Choosing between system-assigned and user-assigned identities depends on your specific needs and how your company manages Azure resources:

  • System-assigned identities are created and managed by Azure for a specific resource. When a resource is deleted, its associated system-assigned identity is also deleted, ensuring that the identity lifecycle is tightly coupled with the resource it belongs to. This type of identity is ideal for scenarios where the identity only needs to be used by a single resource, providing simplicity and reducing the administrative overhead since Azure manages the identity's credentials.

  • User-assigned identities are created independently of any specific resource and can be shared across multiple resources. This makes them highly versatile for applications that require a consistent identity across different resources, enabling easier management of permissions and access controls. User-assigned identities persist even after the resources using them are deleted, allowing for greater flexibility in redeploying and reusing identities.

User-assigned managed identity specific configuration

When you create an Azure Machine Learning workspace with the default settings (Azure Storage, Azure Container Registry, and Azure Key Vault are created for you), the system-assigned managed identity is configured with appropriate permissions. If instead you change to a user-assigned identity (or if you use existing resources for Storage, Key Vault, etc.) you need to set up the following access to that account:

Resource Permission
Azure Machine Learning workspace Contributor
Azure Storage Contributor (control plane) + Storage Blob Data Contributor (data plane, optional, to enable data preview in the Azure Machine Learning studio)
Azure Key Vault (when using RBAC permission model) Contributor (control plane) + Key Vault Administrator (data plane)
Azure Key Vault (when using access policies permission model) Contributor + any access policy permissions besides purge operations
Azure Container Registry Contributor
Azure Application Insights Contributor

To assign the Azure Machine Learning workspace permissions to an Azure resource, such as storage, perform the following steps:

  1. On the Azure portal, select the Azure Storage resource associated with your Azure Machine Learning workspace.

  2. Select the Access Control (IAM) on the left-hand side menu.

  3. Select the Add drop-down menu and select Add role assignment.

  4. On the Role tab, search for the Storage Blob Data Contributor and select that role from the list:

    Screenshot of configuring access to storage blob in the Azure portal.

  5. Select Next.

  6. On the Members tab, select Managed identity from the Assign access to option and select the + Select members link.

  7. On the right-hand side pane, select the Managed identity drop-down menu and mark the User-assigned managed identity option. This shows all user-assigned managed identities from Microsoft Entra ID.

  8. Select the appropriate identity and choose Select.
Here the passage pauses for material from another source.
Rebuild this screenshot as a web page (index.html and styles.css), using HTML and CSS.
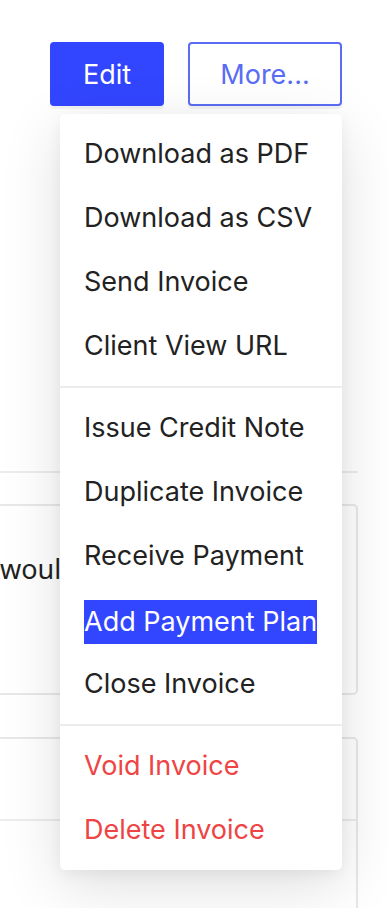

  9. Confirm that the selected identity is listed:

    Screenshot of assigning a managed identity access to Azure resource.

  10. Click Review + assign twice to confirm the assignment.

Compute-related identities are used in the following scenarios:

  • Compute cluster: The system uses an identity to set up the user's storage mounts, container registry, and datastores.
  • Kubernetes cluster: The system uses an identity to set up the user's storage mounts, container registry, and datastores.

In both cases, the default managed identity is the system-assigned managed identity or the first user-assigned managed identity for that resource. Also, both Azure Machine Learning compute clusters and Kubernetes cluster support only one system-assigned identity or multiple user-assigned identities, not both concurrently. Finally, the scenarios in this unit don't consider if you apply an identity to access resources from within the code for a submitted job. In that case, the identity from within the code is used for access.

Data Storage

When you create a datastore that uses identity-based data access, your Azure account is used to confirm you have permission to access the storage service. In the identity-based data access scenario, no authentication credentials are saved. Only the storage account information is stored in the datastore.

In contrast, datastores that use credential-based authentication, such as account key or SAS token, will have that connection information cached in the Azure Key Vault that's associated with the workspace. Other workspace users with sufficient permission can retrieve those cached credentials, which may be a security concern for some organizations.

Note

No data is stored directly on the Azure Machine Learning workspace. For credential-based authentication scenarios, these credentials are stored on Azure Key Vault.